Long-time Santa Rosa orthopedic surgeon Dr. Roger Klein observed that one of his post-surgical knee patients with a MRSA infection had “an incredibly rapid and complete response” to Dr. Silberg’s surgical treatment, noting that the patient had no pain and no residual redness, swelling, or tenderness. “It is my opinion that Dr. Silberg’s study should be continued and expanded because it has great potential for patient treatment and cost savings,” Dr. Klein concluded.
Since June 2011, Dr. Silberg has treated more than 100 patients successfully for chronic and acute MRSA infections, many with extensive skin loss, using direct antibiotic delivery into the infected tissues. In addition, this method can be used to treat diabetic patients with ulcers who have decreased blood supply to their legs because antibiotic infusion is independent of blood supply.

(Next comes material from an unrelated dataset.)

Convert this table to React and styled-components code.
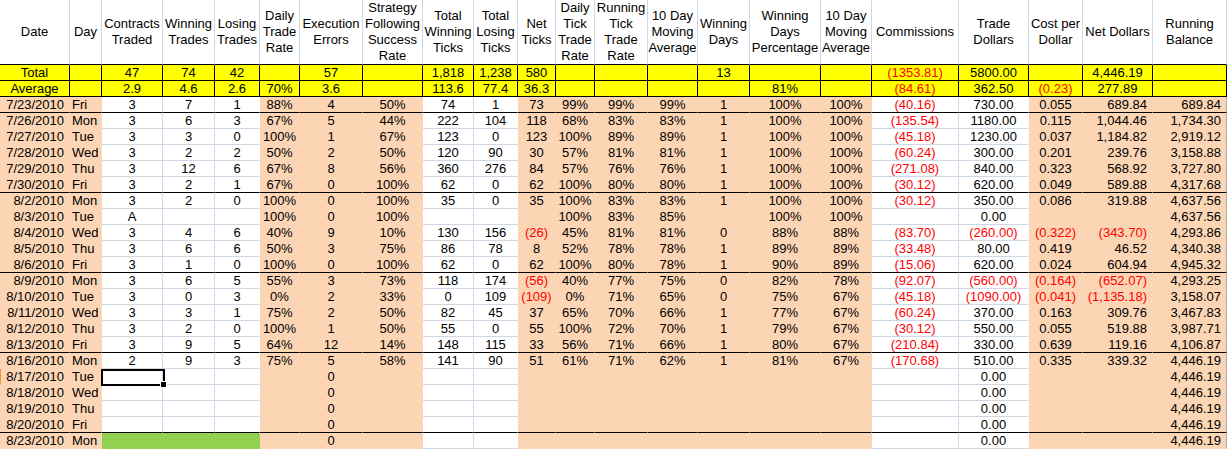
import styled, { createGlobalStyle } from 'styled-components';

const GlobalStyle = createGlobalStyle`
	body {
		margin: 0;
		background: #fff;
		font-family: 'Liberation Sans', Arial, sans-serif;
		font-size: 13px;
		color: #000;
	}
`;

const GRID = '#d0d7e5';
const PEACH = '#fcd5b4';

// w = white data column, p = peach data column
const columns = [
	{ title: 'Date', width: 70, fill: 'p', align: 'right' },
	{ title: 'Day', width: 32, fill: 'p', align: 'left' },
	{ title: 'Contracts Traded', width: 61, fill: 'w' },
	{ title: 'Winning Trades', width: 52, fill: 'w' },
	{ title: 'Losing Trades', width: 45, fill: 'w' },
	{ title: 'Daily Trade Rate', width: 40, fill: 'p' },
	{ title: 'Execution Errors', width: 63, fill: 'p' },
	{ title: 'Strategy Following Success Rate', width: 60, fill: 'p' },
	{ title: 'Total Winning Ticks', width: 51, fill: 'w' },
	{ title: 'Total Losing Ticks', width: 44, fill: 'w' },
	{ title: 'Net Ticks', width: 38, fill: 'p' },
	{ title: 'Daily Tick Trade Rate', width: 39, fill: 'p' },
	{ title: 'Running Tick Trade Rate', width: 53, fill: 'p' },
	{ title: '10 Day Moving Average', width: 50, fill: 'p' },
	{ title: 'Winning Days', width: 52, fill: 'p' },
	{ title: 'Winning Days Percentage', width: 71, fill: 'p' },
	{ title: '10 Day Moving Average', width: 51, fill: 'p' },
	{ title: 'Commissions', width: 87, fill: 'w' },
	{ title: 'Trade Dollars', width: 70, fill: 'w' },
	{ title: 'Cost per Dollar', width: 54, fill: 'p' },
	{ title: 'Net Dollars', width: 70, fill: 'p', align: 'right' },
	{ title: 'Running Balance', width: 74, fill: 'p', align: 'right' },
];

const totals = [
	['Total', '', '47', '74', '42', '', '57', '', '1,818', '1,238', '580', '', '', '', '13', '', '', '(1353.81)', '5800.00', '', '4,446.19', ''],
	['Average', '', '2.9', '4.6', '2.6', '70%', '3.6', '', '113.6', '77.4', '36.3', '', '', '', '', '81%', '', '(84.61)', '362.50', '(0.23)', '277.89', ''],
];

const blank = (date, day, bal) => [date, day, '', '', '', '', '0', '', '', '', '', '', '', '', '', '', '', '', '0.00', '', '', bal];

const rows = [
	['7/23/2010', 'Fri', '3', '7', '1', '88%', '4', '50%', '74', '1', '73', '99%', '99%', '99%', '1', '100%', '100%', '(40.16)', '730.00', '0.055', '689.84', '689.84'],
	['7/26/2010', 'Mon', '3', '6', '3', '67%', '5', '44%', '222', '104', '118', '68%', '83%', '83%', '1', '100%', '100%', '(135.54)', '1180.00', '0.115', '1,044.46', '1,734.30'],
	['7/27/2010', 'Tue', '3', '3', '0', '100%', '1', '67%', '123', '0', '123', '100%', '89%', '89%', '1', '100%', '100%', '(45.18)', '1230.00', '0.037', '1,184.82', '2,919.12'],
	['7/28/2010', 'Wed', '3', '2', '2', '50%', '2', '50%', '120', '90', '30', '57%', '81%', '81%', '1', '100%', '100%', '(60.24)', '300.00', '0.201', '239.76', '3,158.88'],
	['7/29/2010', 'Thu', '3', '12', '6', '67%', '8', '56%', '360', '276', '84', '57%', '76%', '76%', '1', '100%', '100%', '(271.08)', '840.00', '0.323', '568.92', '3,727.80'],
	['7/30/2010', 'Fri', '3', '2', '1', '67%', '0', '100%', '62', '0', '62', '100%', '80%', '80%', '1', '100%', '100%', '(30.12)', '620.00', '0.049', '589.88', '4,317.68'],
	['8/2/2010', 'Mon', '3', '2', '0', '100%', '0', '100%', '35', '0', '35', '100%', '83%', '83%', '1', '100%', '100%', '(30.12)', '350.00', '0.086', '319.88', '4,637.56'],
	['8/3/2010', 'Tue', 'A', '', '', '100%', '0', '100%', '', '', '', '100%', '83%', '85%', '', '100%', '100%', '', '0.00', '', '', '4,637.56'],
	['8/4/2010', 'Wed', '3', '4', '6', '40%', '9', '10%', '130', '156', '(26)', '45%', '81%', '81%', '0', '88%', '88%', '(83.70)', '(260.00)', '(0.322)', '(343.70)', '4,293.86'],
	['8/5/2010', 'Thu', '3', '6', '6', '50%', '3', '75%', '86', '78', '8', '52%', '78%', '78%', '1', '89%', '89%', '(33.48)', '80.00', '0.419', '46.52', '4,340.38'],
	['8/6/2010', 'Fri', '3', '1', '0', '100%', '0', '100%', '62', '0', '62', '100%', '80%', '78%', '1', '90%', '89%', '(15.06)', '620.00', '0.024', '604.94', '4,945.32'],
	['8/9/2010', 'Mon', '3', '6', '5', '55%', '3', '73%', '118', '174', '(56)', '40%', '77%', '75%', '0', '82%', '78%', '(92.07)', '(560.00)', '(0.164)', '(652.07)', '4,293.25'],
	['8/10/2010', 'Tue', '3', '0', '3', '0%', '2', '33%', '0', '109', '(109)', '0%', '71%', '65%', '0', '75%', '67%', '(45.18)', '(1090.00)', '(0.041)', '(1,135.18)', '3,158.07'],
	['8/11/2010', 'Wed', '3', '3', '1', '75%', '2', '50%', '82', '45', '37', '65%', '70%', '66%', '1', '77%', '67%', '(60.24)', '370.00', '0.163', '309.76', '3,467.83'],
	['8/12/2010', 'Thu', '3', '2', '0', '100%', '1', '50%', '55', '0', '55', '100%', '72%', '70%', '1', '79%', '67%', '(30.12)', '550.00', '0.055', '519.88', '3,987.71'],
	['8/13/2010', 'Fri', '3', '9', '5', '64%', '12', '14%', '148', '115', '33', '56%', '71%', '66%', '1', '80%', '67%', '(210.84)', '330.00', '0.639', '119.16', '4,106.87'],
	['8/16/2010', 'Mon', '2', '9', '3', '75%', '5', '58%', '141', '90', '51', '61%', '71%', '62%', '1', '81%', '67%', '(170.68)', '510.00', '0.335', '339.32', '4,446.19'],
	blank('8/17/2010', 'Tue', '4,446.19'),
	blank('8/18/2010', 'Wed', '4,446.19'),
	blank('8/19/2010', 'Thu', '4,446.19'),
	blank('8/20/2010', 'Fri', '4,446.19'),
	blank('8/23/2010', 'Mon', '4,446.19'),
];

const Wrapper = styled.div`
	position: relative;
	width: 1228px;
	height: 450px;
	overflow: hidden;
`;

const Sheet = styled.div`
	display: grid;
	grid-template-columns: ${columns.map((c) => c.width + 'px').join(' ')};
	grid-template-rows: 65px repeat(${totals.length + rows.length}, 16px);
`;

const HeadCell = styled.div`
	box-sizing: border-box;
	display: flex;
	align-items: center;
	justify-content: center;
	text-align: center;
	line-height: 16px;
	padding: 0 1px;
	background: #fff;
	border-right: 1px solid ${GRID};
	border-bottom: 1px solid #000;
`;

const TotalCell = styled.div`
	box-sizing: border-box;
	line-height: 15px;
	text-align: center;
	white-space: nowrap;
	overflow: hidden;
	background: #ffff00;
	border-right: 1px solid #000;
	border-bottom: 1px solid #000;
	color: ${(p) => (p.$red ? '#ff0000' : '#000')};
`;

const Cell = styled.div`
	box-sizing: border-box;
	line-height: 16px;
	white-space: nowrap;
	overflow: hidden;
	padding: 0 ${(p) => (p.$align === 'right' ? '5px' : '2px')} 0 2px;
	text-align: ${(p) => p.$align || 'center'};
	background: ${(p) => (p.$fill === 'w' ? '#fff' : PEACH)};
	color: ${(p) => (p.$red ? '#ff0000' : '#000')};
	border-right: 1px solid ${(p) => (p.$gridRight ? GRID : 'transparent')};
	border-bottom: 1px solid
		${(p) => (p.$week ? '#000' : p.$fill === 'w' ? GRID : 'transparent')};
	border-left: ${(p) => (p.$marker ? '1px solid #f29436' : 'none')};
	${(p) => p.$edge && 'border-right: 1px solid #b0b0b0;'}
`;

const GreenCell = styled.div`
	grid-column: span 3;
	background: #92d050;
`;

const Selection = styled.div`
	position: absolute;
	left: 101px;
	top: 369px;
	width: 64px;
	height: 17px;
	box-sizing: border-box;
	border: 2px solid #000;
`;

const Handle = styled.span`
	position: absolute;
	right: -4px;
	bottom: -4px;
	width: 5px;
	height: 5px;
	background: #000;
	border: 1px solid #fff;
`;

const isRed = (v) => v.startsWith('(');

export default function App() {
	return (
		<Wrapper>
			<GlobalStyle />
			<Sheet>
				{columns.map((c, i) => (
					<HeadCell key={'h' + i}>{c.title}</HeadCell>
				))}
				{totals.map((row, r) =>
					row.map((v, i) => (
						<TotalCell key={'t' + r + '-' + i} $red={isRed(v)}>
							{v}
						</TotalCell>
					))
				)}
				{rows.map((row, r) => {
					const week = row[1] === 'Fri';
					const last = r === rows.length - 1;
					return row.map((v, i) => {
						if (last && i >= 2 && i <= 4) {
							return i === 2 ? <GreenCell key={'g' + r} /> : null;
						}
						const col = columns[i];
						const next = columns[i + 1];
						return (
							<Cell
								key={r + '-' + i}
								$fill={col.fill}
								$align={col.align}
								$red={isRed(v)}
								$week={week && !last}
								$gridRight={col.fill === 'w' && next && next.fill === 'w'}
								$marker={i === 0 && r === 17}
								$edge={i === columns.length - 1}>
								{v}
							</Cell>
						);
					});
				})}
			</Sheet>
			<Selection>
				<Handle />
			</Selection>
		</Wrapper>
	);
}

This past March, the FDA gave approval for Dr. Silberg to conduct Phase II clinical trials of the treatment, focusing on the technique of delivering Cephalosporin antibiotics directly to targeted tissues to treat specific, persistent infections. To date, there have been no negative side effects from the treatment and only one patient failed to respond. Predominantly, the treatment has dramatically and quickly resolved infections and enabled patients with skin loss to undergo skin grafting. Many of these people had suffered for years with wound infections. Suzanne Drake, manager of Santa Rosa Memorial Hospital’s Wound Care Clinic, has seen several long-term, chronic wound patients respond to Dr. Silberg’s treatment after failing to respond to more conventional wound care procedures. “My staff and I are excited for our patients to get relief after long sieges of pain and non-healing, despite our best efforts,” she says.
While Dr. Silberg has attracted interest and support from many health care colleagues, he has also encountered some resistance. As with many industries and disciplines, breakthrough developments are regarded initially with suspicion and considered disruptive because of their potential threat to the status quo. In this case, ultrasonic dispersion of antibiotics represents potentially huge cost savings for hospitals by preventing infections and reducing length of stay for surgical patients, as well as alleviating readmissions and treatments for patients with chronic infections. The treatment also appears to have the potential to reduce the need for many current infection control measures and to eclipse the prolonged use of antibiotics. In some segments of health care, those kinds of changes represent loss of revenue and/or jobs.
For this reason, Dr. Silberg chose to form a nonprofit and avoid any pharmaceutical industry funding of the research and approval process for antibiotic infusion. In this way he can maintain some control over what does, or does not, happen with his important discovery.
“This represents an entirely new method of treatment. So far we have treated patients with severe infections, some of whom have had open wounds for years and others who would have faced amputation. Patients who faced weeks or months of intravenous antibiotics have been able to be treated and discharged from the hospital in days,” Dr. Silberg says. “I’m interested in getting people well.”